:: Goal ::
Take each line that has the word "components" and return it.

:: Data section ::
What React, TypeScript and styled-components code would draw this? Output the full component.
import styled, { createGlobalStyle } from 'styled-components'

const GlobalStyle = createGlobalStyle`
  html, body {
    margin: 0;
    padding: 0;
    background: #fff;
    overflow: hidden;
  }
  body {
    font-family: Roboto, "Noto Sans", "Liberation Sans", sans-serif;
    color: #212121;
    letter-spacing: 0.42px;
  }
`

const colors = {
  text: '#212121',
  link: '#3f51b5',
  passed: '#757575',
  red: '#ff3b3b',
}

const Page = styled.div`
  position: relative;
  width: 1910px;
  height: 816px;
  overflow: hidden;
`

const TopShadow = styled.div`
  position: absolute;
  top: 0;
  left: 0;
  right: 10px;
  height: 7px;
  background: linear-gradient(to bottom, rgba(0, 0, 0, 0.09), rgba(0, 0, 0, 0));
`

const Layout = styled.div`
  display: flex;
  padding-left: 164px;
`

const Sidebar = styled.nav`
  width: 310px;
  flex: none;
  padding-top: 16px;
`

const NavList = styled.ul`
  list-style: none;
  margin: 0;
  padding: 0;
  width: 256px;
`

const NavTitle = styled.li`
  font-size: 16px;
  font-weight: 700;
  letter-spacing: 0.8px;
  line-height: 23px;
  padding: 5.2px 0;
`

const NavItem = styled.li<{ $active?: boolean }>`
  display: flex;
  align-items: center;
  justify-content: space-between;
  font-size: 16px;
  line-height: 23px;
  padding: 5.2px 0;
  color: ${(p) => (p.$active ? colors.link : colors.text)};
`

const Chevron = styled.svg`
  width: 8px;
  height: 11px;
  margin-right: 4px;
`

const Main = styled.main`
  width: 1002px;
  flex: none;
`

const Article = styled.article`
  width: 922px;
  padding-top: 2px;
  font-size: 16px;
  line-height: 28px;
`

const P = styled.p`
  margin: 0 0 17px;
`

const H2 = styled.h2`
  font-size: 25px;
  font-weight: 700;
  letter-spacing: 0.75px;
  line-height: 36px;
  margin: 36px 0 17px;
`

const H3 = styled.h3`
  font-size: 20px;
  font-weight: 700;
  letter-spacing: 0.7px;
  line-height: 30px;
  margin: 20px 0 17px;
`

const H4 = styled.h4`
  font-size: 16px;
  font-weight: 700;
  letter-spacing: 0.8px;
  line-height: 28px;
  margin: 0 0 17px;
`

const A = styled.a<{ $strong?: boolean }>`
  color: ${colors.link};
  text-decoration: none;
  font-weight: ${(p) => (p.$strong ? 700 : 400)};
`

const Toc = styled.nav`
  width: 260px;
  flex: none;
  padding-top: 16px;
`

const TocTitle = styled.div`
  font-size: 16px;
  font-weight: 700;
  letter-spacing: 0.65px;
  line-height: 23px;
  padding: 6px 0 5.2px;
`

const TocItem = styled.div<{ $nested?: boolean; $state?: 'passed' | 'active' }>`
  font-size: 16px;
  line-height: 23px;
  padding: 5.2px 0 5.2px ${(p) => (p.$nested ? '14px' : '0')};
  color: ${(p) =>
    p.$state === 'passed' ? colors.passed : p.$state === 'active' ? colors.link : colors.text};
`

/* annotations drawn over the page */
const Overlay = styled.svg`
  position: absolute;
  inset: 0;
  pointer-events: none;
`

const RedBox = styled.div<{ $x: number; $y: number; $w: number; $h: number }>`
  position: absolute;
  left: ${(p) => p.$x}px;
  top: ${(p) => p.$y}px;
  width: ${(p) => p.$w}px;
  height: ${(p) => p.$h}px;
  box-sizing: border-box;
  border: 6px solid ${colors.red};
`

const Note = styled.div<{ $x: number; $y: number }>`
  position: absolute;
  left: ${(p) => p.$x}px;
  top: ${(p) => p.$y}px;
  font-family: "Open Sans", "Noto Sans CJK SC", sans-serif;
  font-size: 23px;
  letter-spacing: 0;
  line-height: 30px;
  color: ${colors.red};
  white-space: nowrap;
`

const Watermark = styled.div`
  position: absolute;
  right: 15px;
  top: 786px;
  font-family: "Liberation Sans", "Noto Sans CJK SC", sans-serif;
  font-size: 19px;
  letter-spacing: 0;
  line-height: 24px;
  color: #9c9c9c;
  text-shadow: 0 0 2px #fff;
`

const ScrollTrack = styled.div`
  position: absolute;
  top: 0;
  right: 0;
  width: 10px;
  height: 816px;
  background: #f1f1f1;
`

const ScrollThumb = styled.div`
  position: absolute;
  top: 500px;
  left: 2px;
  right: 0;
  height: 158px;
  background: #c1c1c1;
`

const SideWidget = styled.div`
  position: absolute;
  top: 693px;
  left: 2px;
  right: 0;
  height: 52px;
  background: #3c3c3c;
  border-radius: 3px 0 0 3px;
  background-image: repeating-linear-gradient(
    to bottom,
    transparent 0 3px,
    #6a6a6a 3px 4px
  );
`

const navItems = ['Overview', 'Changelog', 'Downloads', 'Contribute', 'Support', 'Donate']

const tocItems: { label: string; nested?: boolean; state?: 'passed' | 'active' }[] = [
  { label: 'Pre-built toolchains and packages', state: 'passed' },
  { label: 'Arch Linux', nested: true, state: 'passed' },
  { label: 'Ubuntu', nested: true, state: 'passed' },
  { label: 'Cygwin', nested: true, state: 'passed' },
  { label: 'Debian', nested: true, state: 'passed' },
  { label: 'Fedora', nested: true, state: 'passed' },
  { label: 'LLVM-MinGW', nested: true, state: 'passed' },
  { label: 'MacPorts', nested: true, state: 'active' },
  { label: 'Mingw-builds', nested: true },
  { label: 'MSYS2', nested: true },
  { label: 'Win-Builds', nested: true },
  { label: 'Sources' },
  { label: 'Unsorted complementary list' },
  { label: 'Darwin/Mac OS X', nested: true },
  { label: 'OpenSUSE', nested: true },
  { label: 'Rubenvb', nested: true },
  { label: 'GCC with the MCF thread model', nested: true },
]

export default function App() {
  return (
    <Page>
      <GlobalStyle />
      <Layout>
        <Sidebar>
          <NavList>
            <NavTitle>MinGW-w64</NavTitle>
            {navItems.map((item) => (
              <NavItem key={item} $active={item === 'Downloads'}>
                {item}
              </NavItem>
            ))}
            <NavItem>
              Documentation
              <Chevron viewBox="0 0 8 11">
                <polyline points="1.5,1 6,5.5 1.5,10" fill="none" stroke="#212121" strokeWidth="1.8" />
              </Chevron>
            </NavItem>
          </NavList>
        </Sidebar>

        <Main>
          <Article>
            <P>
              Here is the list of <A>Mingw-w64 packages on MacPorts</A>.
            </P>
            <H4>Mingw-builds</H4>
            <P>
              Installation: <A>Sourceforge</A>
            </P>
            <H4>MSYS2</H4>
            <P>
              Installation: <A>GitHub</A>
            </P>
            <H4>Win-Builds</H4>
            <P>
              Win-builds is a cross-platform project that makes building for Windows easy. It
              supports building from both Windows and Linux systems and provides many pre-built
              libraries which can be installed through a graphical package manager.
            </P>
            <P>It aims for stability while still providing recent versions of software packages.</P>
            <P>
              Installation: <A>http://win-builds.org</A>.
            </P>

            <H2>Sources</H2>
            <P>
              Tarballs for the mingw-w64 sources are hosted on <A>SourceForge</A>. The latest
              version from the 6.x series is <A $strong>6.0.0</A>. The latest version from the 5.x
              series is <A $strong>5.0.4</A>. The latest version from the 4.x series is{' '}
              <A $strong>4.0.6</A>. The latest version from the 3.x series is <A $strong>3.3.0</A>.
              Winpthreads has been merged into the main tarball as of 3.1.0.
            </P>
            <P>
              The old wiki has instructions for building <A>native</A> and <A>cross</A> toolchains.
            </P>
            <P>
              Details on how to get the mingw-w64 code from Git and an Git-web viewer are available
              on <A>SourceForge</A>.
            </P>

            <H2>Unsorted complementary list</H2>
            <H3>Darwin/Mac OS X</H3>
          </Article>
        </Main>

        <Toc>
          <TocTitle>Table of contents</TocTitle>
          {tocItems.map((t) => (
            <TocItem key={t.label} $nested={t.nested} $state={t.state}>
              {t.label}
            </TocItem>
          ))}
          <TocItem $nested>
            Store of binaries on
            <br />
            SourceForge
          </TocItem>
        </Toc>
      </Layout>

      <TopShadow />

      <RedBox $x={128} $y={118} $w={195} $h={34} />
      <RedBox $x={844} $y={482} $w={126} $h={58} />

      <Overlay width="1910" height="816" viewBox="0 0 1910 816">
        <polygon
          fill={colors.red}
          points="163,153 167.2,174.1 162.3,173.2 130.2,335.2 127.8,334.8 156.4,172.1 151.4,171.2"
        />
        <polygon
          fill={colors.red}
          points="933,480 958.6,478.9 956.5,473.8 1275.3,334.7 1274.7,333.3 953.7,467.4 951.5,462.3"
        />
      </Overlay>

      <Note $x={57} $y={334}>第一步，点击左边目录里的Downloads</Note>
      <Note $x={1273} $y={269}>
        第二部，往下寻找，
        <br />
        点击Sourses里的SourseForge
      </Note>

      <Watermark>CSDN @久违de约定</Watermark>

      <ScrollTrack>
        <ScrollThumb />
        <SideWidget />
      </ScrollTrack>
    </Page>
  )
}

:: Correct output ::
What React, TypeScript and styled-components code would draw this? Output the full component.
import styled, { createGlobalStyle } from 'styled-components'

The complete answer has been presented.